Collected material:
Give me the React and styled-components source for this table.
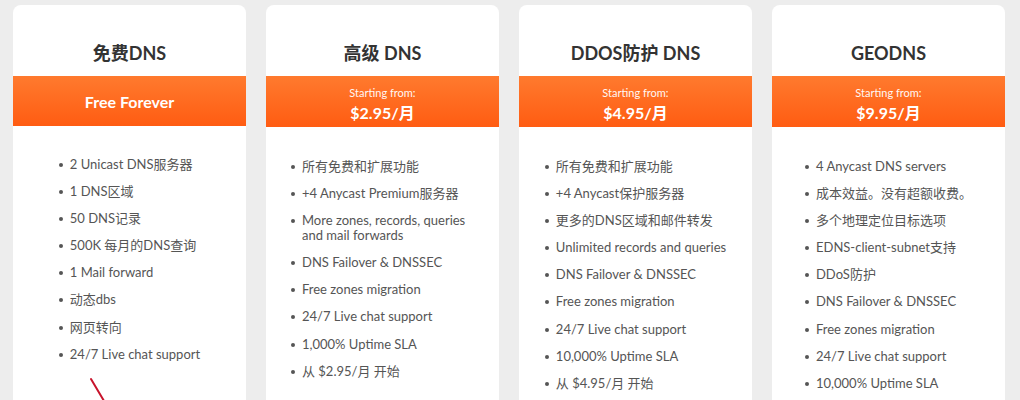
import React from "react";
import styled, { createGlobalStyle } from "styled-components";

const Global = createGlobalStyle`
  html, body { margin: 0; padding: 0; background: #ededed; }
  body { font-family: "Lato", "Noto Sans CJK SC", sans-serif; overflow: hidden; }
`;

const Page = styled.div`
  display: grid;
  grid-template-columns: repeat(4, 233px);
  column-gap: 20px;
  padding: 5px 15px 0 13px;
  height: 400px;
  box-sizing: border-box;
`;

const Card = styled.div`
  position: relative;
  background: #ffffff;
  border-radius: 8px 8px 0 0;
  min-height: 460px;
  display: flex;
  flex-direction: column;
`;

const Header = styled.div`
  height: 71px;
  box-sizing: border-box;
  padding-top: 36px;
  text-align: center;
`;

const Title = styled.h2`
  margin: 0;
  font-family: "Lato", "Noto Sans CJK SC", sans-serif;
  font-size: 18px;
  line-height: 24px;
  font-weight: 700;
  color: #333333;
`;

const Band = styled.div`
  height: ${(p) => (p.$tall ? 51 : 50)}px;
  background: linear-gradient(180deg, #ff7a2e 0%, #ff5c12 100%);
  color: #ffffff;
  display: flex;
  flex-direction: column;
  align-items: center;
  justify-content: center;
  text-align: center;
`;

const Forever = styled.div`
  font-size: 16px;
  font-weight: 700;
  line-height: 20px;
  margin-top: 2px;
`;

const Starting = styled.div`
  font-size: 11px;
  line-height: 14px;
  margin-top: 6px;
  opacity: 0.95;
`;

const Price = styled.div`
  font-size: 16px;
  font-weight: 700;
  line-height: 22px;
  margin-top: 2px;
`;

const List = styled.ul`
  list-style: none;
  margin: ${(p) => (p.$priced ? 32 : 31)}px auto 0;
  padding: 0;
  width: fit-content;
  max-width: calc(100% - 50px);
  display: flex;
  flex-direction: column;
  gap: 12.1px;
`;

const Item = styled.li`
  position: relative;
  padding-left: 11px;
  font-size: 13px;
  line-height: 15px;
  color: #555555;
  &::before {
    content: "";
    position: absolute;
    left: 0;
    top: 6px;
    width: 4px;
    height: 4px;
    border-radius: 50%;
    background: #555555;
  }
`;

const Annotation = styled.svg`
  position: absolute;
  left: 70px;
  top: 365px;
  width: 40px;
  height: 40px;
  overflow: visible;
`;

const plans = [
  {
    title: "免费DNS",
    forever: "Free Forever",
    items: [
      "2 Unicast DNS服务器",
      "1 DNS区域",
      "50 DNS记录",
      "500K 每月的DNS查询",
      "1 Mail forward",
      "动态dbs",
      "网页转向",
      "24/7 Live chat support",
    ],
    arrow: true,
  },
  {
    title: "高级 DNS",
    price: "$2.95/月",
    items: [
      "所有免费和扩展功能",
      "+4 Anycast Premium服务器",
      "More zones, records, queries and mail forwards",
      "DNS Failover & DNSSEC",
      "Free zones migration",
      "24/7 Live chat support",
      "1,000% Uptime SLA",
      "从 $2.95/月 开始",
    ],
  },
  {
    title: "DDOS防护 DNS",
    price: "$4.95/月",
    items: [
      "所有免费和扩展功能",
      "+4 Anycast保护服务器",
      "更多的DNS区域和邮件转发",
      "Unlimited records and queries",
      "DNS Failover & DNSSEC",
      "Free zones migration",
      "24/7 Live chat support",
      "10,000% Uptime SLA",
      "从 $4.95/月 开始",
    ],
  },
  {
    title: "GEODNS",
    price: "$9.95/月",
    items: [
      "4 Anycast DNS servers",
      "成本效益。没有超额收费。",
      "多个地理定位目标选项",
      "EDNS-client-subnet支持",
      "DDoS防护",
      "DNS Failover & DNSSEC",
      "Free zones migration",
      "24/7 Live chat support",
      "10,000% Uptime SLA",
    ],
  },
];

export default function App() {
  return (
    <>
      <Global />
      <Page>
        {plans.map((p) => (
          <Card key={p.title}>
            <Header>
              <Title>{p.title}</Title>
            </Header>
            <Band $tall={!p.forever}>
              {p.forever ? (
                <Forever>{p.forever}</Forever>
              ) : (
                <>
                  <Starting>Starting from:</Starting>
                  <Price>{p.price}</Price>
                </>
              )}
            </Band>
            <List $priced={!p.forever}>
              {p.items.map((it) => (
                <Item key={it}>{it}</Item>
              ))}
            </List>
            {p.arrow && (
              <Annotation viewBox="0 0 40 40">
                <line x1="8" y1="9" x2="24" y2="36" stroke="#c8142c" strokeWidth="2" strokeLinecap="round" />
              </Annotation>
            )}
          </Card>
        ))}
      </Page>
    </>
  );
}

Requirement:
Leave out all pictures, then copy the remaining material exactly.

Solution for this task:
Give me the React and styled-components source for this table.
import React from "react";
import styled, { createGlobalStyle } from "styled-components";

const Global = createGlobalStyle`
  html, body { margin: 0; padding: 0; background: #ededed; }
  body { font-family: "Lato", "Noto Sans CJK SC", sans-serif; overflow: hidden; }
`;

const Page = styled.div`
  display: grid;
  grid-template-columns: repeat(4, 233px);
  column-gap: 20px;
  padding: 5px 15px 0 13px;
  height: 400px;
  box-sizing: border-box;
`;

const Card = styled.div`
  position: relative;
  background: #ffffff;
  border-radius: 8px 8px 0 0;
  min-height: 460px;
  display: flex;
  flex-direction: column;
`;

const Header = styled.div`
  height: 71px;
  box-sizing: border-box;
  padding-top: 36px;
  text-align: center;
`;

const Title = styled.h2`
  margin: 0;
  font-family: "Lato", "Noto Sans CJK SC", sans-serif;
  font-size: 18px;
  line-height: 24px;
  font-weight: 700;
  color: #333333;
`;

const Band = styled.div`
  height: ${(p) => (p.$tall ? 51 : 50)}px;
  background: linear-gradient(180deg, #ff7a2e 0%, #ff5c12 100%);
  color: #ffffff;
  display: flex;
  flex-direction: column;
  align-items: center;
  justify-content: center;
  text-align: center;
`;

const Forever = styled.div`
  font-size: 16px;
  font-weight: 700;
  line-height: 20px;
  margin-top: 2px;
`;

const Starting = styled.div`
  font-size: 11px;
  line-height: 14px;
  margin-top: 6px;
  opacity: 0.95;
`;

const Price = styled.div`
  font-size: 16px;
  font-weight: 700;
  line-height: 22px;
  margin-top: 2px;
`;

const List = styled.ul`
  list-style: none;
  margin: ${(p) => (p.$priced ? 32 : 31)}px auto 0;
  padding: 0;
  width: fit-content;
  max-width: calc(100% - 50px);
  display: flex;
  flex-direction: column;
  gap: 12.1px;
`;

const Item = styled.li`
  position: relative;
  padding-left: 11px;
  font-size: 13px;
  line-height: 15px;
  color: #555555;
  &::before {
    content: "";
    position: absolute;
    left: 0;
    top: 6px;
    width: 4px;
    height: 4px;
    border-radius: 50%;
    background: #555555;
  }
`;

const Annotation = styled.svg`
  position: absolute;
  left: 70px;
  top: 365px;
  width: 40px;
  height: 40px;
  overflow: visible;
`;

const plans = [
  {
    title: "免费DNS",
    forever: "Free Forever",
    items: [
      "2 Unicast DNS服务器",
      "1 DNS区域",
      "50 DNS记录",
      "500K 每月的DNS查询",
      "1 Mail forward",
      "动态dbs",
      "网页转向",
      "24/7 Live chat support",
    ],
    arrow: true,
  },
  {
    title: "高级 DNS",
    price: "$2.95/月",
    items: [
      "所有免费和扩展功能",
      "+4 Anycast Premium服务器",
      "More zones, records, queries and mail forwards",
      "DNS Failover & DNSSEC",
      "Free zones migration",
      "24/7 Live chat support",
      "1,000% Uptime SLA",
      "从 $2.95/月 开始",
    ],
  },
  {
    title: "DDOS防护 DNS",
    price: "$4.95/月",
    items: [
      "所有免费和扩展功能",
      "+4 Anycast保护服务器",
      "更多的DNS区域和邮件转发",
      "Unlimited records and queries",
      "DNS Failover & DNSSEC",
      "Free zones migration",
      "24/7 Live chat support",
      "10,000% Uptime SLA",
      "从 $4.95/月 开始",
    ],
  },
  {
    title: "GEODNS",
    price: "$9.95/月",
    items: [
      "4 Anycast DNS servers",
      "成本效益。没有超额收费。",
      "多个地理定位目标选项",
      "EDNS-client-subnet支持",
      "DDoS防护",
      "DNS Failover & DNSSEC",
      "Free zones migration",
      "24/7 Live chat support",
      "10,000% Uptime SLA",
    ],
  },
];

export default function App() {
  return (
    <>
      <Global />
      <Page>
        {plans.map((p) => (
          <Card key={p.title}>
            <Header>
              <Title>{p.title}</Title>
            </Header>
            <Band $tall={!p.forever}>
              {p.forever ? (
                <Forever>{p.forever}</Forever>
              ) : (
                <>
                  <Starting>Starting from:</Starting>
                  <Price>{p.price}</Price>
                </>
              )}
            </Band>
            <List $priced={!p.forever}>
              {p.items.map((it) => (
                <Item key={it}>{it}</Item>
              ))}
            </List>
            {p.arrow && (
              <Annotation viewBox="0 0 40 40">
                <line x1="8" y1="9" x2="24" y2="36" stroke="#c8142c" strokeWidth="2" strokeLinecap="round" />
              </Annotation>
            )}
          </Card>
        ))}
      </Page>
    </>
  );
}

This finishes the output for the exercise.